** START Material **

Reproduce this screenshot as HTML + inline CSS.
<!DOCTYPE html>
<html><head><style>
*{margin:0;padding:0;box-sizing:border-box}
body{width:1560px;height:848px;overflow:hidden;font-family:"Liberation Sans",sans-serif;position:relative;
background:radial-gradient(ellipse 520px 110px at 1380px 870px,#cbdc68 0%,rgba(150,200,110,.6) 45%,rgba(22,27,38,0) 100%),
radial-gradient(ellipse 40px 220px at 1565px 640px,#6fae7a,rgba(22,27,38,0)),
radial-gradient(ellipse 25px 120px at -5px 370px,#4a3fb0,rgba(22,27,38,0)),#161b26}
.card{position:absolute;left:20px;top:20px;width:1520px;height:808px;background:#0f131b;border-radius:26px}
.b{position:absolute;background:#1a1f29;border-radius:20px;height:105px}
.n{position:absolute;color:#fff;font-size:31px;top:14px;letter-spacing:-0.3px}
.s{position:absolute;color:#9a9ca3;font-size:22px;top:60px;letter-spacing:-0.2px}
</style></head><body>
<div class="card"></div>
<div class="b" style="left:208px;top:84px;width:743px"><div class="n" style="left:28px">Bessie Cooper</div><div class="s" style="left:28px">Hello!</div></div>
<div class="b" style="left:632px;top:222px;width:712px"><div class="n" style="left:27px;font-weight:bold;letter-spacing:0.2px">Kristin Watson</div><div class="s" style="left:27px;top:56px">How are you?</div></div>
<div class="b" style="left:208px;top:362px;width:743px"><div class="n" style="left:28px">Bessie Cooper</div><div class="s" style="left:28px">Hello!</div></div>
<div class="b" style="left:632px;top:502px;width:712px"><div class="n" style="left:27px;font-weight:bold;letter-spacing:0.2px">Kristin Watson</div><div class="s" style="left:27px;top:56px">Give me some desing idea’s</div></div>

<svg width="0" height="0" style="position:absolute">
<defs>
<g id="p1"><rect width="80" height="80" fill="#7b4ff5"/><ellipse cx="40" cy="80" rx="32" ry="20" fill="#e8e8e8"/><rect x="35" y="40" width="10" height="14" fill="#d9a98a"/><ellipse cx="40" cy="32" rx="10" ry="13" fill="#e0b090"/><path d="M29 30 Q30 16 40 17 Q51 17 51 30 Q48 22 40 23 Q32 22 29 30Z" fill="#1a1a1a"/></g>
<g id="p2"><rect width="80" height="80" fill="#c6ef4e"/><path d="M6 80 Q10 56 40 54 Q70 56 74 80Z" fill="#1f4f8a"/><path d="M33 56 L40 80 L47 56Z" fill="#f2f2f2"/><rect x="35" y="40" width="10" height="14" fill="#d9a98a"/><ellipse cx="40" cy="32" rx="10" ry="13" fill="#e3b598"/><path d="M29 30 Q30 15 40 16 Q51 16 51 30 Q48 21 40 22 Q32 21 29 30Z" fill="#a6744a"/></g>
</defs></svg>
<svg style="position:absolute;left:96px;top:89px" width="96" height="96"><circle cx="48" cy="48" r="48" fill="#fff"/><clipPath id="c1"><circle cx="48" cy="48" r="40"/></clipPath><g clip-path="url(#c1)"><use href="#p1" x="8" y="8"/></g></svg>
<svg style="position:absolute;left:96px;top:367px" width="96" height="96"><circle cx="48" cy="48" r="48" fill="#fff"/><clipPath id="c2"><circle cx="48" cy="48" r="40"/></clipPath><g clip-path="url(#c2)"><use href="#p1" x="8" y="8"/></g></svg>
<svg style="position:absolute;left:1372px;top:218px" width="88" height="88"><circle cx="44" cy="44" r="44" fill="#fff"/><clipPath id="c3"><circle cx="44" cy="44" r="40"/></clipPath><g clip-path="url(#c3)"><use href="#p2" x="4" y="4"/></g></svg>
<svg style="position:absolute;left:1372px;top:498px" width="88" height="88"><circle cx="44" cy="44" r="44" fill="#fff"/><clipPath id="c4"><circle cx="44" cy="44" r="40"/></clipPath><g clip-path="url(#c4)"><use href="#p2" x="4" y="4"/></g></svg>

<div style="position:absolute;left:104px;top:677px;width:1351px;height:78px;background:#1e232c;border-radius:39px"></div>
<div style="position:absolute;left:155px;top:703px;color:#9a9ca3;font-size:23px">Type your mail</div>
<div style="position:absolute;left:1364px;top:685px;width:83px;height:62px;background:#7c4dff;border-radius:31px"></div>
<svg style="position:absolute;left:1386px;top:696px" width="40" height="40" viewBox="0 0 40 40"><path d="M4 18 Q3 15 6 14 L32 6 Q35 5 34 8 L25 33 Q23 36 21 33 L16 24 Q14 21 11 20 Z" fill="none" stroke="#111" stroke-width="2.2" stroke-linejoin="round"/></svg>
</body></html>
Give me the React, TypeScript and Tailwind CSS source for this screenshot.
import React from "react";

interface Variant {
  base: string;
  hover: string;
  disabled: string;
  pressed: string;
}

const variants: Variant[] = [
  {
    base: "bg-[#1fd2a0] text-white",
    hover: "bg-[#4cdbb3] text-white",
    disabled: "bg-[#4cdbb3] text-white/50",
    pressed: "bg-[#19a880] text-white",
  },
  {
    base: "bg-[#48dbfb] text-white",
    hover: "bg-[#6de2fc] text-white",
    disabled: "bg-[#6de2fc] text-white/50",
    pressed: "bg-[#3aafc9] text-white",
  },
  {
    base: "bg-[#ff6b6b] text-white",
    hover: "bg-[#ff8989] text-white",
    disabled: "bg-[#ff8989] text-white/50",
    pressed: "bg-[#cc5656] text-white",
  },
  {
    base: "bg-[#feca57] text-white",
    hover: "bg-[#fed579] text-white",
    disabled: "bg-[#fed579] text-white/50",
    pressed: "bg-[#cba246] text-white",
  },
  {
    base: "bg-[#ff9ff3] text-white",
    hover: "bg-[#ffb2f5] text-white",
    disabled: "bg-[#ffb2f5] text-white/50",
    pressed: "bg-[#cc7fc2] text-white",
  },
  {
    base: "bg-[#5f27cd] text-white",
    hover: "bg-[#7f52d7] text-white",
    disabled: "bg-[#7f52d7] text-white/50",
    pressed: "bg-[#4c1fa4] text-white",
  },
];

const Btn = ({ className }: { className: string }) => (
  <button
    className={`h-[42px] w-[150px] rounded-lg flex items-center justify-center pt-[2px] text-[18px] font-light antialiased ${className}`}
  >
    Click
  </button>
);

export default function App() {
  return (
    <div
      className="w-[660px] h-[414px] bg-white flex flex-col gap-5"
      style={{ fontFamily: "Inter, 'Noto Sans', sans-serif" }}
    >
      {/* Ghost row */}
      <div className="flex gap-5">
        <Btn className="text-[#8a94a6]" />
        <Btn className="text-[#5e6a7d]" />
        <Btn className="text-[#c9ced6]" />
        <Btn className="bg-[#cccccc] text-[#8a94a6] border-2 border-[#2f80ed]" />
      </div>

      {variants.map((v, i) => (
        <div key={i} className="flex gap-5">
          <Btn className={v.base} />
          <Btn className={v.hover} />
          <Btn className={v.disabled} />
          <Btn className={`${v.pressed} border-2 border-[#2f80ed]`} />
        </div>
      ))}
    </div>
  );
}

** END Material **
** START Material **

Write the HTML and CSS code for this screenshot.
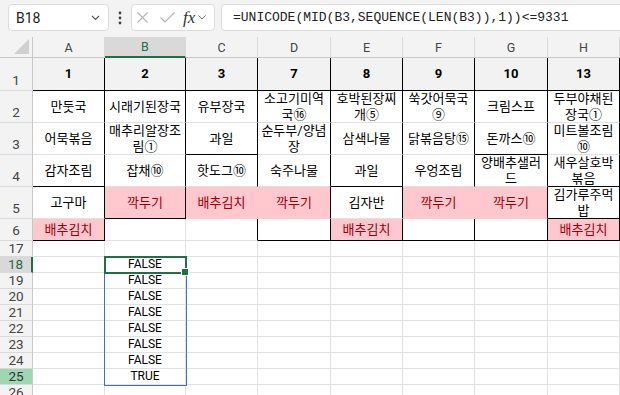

** END Material **

» What is being asked:
Tally up the lines in the records that contain the word "React" and give only the total.

» Answer:
2